>> begin
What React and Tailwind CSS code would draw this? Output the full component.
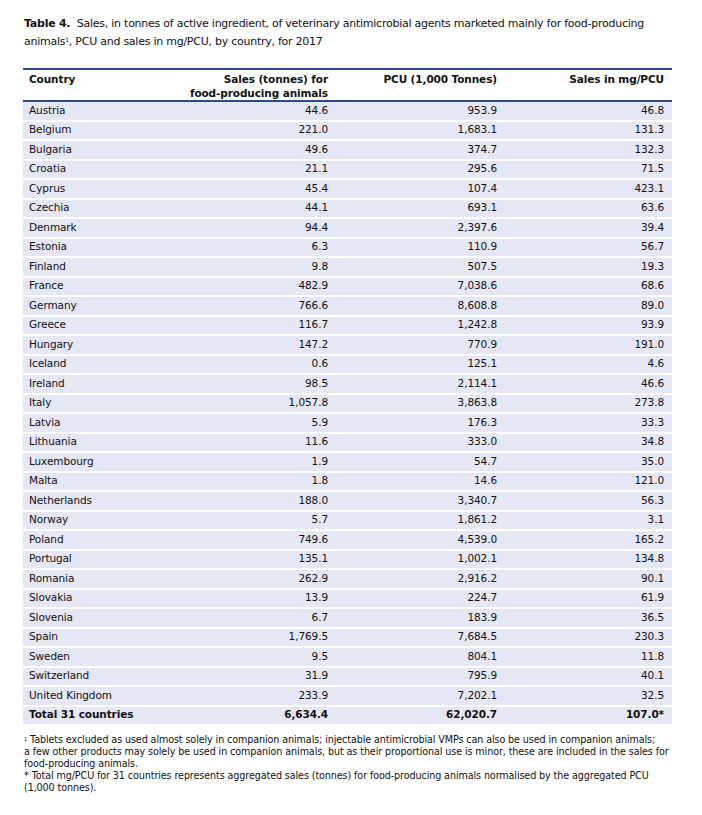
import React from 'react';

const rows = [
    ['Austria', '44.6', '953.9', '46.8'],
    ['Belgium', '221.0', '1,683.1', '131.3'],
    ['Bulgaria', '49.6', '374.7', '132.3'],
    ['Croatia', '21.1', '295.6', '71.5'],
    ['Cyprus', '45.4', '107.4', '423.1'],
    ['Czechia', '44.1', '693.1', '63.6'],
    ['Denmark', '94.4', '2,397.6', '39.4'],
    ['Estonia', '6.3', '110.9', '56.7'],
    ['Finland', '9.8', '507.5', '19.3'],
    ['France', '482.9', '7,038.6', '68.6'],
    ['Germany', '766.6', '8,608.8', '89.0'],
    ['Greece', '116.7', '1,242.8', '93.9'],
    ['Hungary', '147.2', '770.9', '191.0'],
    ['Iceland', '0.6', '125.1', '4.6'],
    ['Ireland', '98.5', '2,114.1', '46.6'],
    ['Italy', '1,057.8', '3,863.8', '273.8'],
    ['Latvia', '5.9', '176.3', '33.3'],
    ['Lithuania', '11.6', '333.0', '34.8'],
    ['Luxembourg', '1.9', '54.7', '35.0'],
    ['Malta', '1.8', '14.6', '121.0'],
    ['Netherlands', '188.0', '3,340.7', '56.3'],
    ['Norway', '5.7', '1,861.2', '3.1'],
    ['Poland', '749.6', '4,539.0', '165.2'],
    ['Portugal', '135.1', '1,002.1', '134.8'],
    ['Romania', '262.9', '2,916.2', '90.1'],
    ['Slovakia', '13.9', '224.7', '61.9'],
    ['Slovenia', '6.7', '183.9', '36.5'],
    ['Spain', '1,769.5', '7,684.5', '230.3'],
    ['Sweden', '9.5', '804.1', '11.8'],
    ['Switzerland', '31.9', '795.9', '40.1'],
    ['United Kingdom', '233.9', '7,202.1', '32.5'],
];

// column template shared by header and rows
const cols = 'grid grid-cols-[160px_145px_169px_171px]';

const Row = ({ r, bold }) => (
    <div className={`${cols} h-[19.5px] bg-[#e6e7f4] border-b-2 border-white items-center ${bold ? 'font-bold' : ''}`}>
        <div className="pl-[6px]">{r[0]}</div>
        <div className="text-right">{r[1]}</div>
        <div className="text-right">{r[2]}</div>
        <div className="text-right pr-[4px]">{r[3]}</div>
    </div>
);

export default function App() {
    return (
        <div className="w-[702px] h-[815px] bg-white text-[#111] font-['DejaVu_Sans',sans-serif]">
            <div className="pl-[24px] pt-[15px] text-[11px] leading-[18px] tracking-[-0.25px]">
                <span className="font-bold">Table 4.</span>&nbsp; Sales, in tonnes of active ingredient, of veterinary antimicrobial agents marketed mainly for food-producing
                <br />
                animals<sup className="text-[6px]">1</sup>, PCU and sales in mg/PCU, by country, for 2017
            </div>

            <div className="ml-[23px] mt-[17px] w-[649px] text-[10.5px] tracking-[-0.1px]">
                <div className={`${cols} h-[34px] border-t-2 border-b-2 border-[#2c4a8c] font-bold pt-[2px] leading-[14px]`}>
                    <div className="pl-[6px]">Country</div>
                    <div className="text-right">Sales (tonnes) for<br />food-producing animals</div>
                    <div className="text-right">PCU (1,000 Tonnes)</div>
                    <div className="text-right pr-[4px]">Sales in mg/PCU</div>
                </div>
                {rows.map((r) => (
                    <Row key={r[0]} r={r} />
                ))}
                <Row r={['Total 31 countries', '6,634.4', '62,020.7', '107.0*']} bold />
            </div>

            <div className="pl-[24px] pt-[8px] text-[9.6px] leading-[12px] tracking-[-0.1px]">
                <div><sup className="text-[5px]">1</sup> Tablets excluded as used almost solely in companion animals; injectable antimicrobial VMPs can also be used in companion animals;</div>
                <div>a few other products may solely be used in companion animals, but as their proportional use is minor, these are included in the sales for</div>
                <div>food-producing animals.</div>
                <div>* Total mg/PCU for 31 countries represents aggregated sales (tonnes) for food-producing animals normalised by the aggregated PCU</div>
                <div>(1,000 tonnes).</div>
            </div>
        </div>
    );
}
>> end
SET PROBLEM: Go from the first line of the listing to the line holding "import React from 'react';" and, please, transcribe those lines exactly, both included, with no pictures.

COMPLETED TASK:
What React and Tailwind CSS code would draw this? Output the full component.
import React from 'react';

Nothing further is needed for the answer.